*What to do*: Retype all of the listing exactly, passing over any picture you find.

── Collected data ──

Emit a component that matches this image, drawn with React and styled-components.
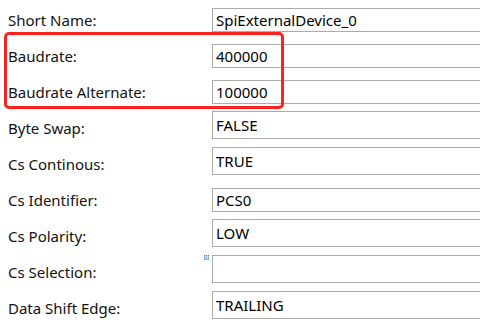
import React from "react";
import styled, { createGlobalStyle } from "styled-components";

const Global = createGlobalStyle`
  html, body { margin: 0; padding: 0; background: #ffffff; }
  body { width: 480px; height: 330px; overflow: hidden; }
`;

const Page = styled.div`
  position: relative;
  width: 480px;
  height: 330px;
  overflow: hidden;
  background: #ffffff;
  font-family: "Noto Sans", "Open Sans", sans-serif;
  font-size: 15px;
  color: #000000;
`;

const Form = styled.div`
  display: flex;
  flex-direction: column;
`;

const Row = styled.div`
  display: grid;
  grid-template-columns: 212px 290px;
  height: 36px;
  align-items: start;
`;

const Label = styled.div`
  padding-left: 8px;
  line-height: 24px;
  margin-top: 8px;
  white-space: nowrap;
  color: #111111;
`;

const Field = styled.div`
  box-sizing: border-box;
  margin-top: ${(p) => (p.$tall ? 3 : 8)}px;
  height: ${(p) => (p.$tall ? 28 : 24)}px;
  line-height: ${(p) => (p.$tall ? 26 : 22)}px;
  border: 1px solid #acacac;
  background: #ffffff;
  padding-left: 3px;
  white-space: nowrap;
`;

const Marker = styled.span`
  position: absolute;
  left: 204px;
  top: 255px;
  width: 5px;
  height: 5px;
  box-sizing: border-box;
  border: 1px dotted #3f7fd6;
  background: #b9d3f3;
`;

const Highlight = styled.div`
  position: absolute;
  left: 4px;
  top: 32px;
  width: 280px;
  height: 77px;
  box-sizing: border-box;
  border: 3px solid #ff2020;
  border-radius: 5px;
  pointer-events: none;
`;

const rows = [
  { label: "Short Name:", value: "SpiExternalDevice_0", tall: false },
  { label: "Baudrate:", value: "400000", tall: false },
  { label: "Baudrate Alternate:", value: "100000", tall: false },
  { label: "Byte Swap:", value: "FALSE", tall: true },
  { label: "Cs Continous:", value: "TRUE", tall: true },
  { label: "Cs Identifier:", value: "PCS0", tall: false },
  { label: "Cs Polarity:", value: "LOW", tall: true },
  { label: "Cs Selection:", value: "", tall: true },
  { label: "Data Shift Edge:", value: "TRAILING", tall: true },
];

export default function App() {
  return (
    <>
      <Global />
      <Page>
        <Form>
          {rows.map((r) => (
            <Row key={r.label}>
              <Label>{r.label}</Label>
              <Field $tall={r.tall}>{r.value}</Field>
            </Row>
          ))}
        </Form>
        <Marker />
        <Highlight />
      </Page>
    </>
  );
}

───

*Exercise result*:
Emit a component that matches this image, drawn with React and styled-components.
import React from "react";
import styled, { createGlobalStyle } from "styled-components";

const Global = createGlobalStyle`
  html, body { margin: 0; padding: 0; background: #ffffff; }
  body { width: 480px; height: 330px; overflow: hidden; }
`;

const Page = styled.div`
  position: relative;
  width: 480px;
  height: 330px;
  overflow: hidden;
  background: #ffffff;
  font-family: "Noto Sans", "Open Sans", sans-serif;
  font-size: 15px;
  color: #000000;
`;

const Form = styled.div`
  display: flex;
  flex-direction: column;
`;

const Row = styled.div`
  display: grid;
  grid-template-columns: 212px 290px;
  height: 36px;
  align-items: start;
`;

const Label = styled.div`
  padding-left: 8px;
  line-height: 24px;
  margin-top: 8px;
  white-space: nowrap;
  color: #111111;
`;

const Field = styled.div`
  box-sizing: border-box;
  margin-top: ${(p) => (p.$tall ? 3 : 8)}px;
  height: ${(p) => (p.$tall ? 28 : 24)}px;
  line-height: ${(p) => (p.$tall ? 26 : 22)}px;
  border: 1px solid #acacac;
  background: #ffffff;
  padding-left: 3px;
  white-space: nowrap;
`;

const Marker = styled.span`
  position: absolute;
  left: 204px;
  top: 255px;
  width: 5px;
  height: 5px;
  box-sizing: border-box;
  border: 1px dotted #3f7fd6;
  background: #b9d3f3;
`;

const Highlight = styled.div`
  position: absolute;
  left: 4px;
  top: 32px;
  width: 280px;
  height: 77px;
  box-sizing: border-box;
  border: 3px solid #ff2020;
  border-radius: 5px;
  pointer-events: none;
`;

const rows = [
  { label: "Short Name:", value: "SpiExternalDevice_0", tall: false },
  { label: "Baudrate:", value: "400000", tall: false },
  { label: "Baudrate Alternate:", value: "100000", tall: false },
  { label: "Byte Swap:", value: "FALSE", tall: true },
  { label: "Cs Continous:", value: "TRUE", tall: true },
  { label: "Cs Identifier:", value: "PCS0", tall: false },
  { label: "Cs Polarity:", value: "LOW", tall: true },
  { label: "Cs Selection:", value: "", tall: true },
  { label: "Data Shift Edge:", value: "TRAILING", tall: true },
];

export default function App() {
  return (
    <>
      <Global />
      <Page>
        <Form>
          {rows.map((r) => (
            <Row key={r.label}>
              <Label>{r.label}</Label>
              <Field $tall={r.tall}>{r.value}</Field>
            </Row>
          ))}
        </Form>
        <Marker />
        <Highlight />
      </Page>
    </>
  );
}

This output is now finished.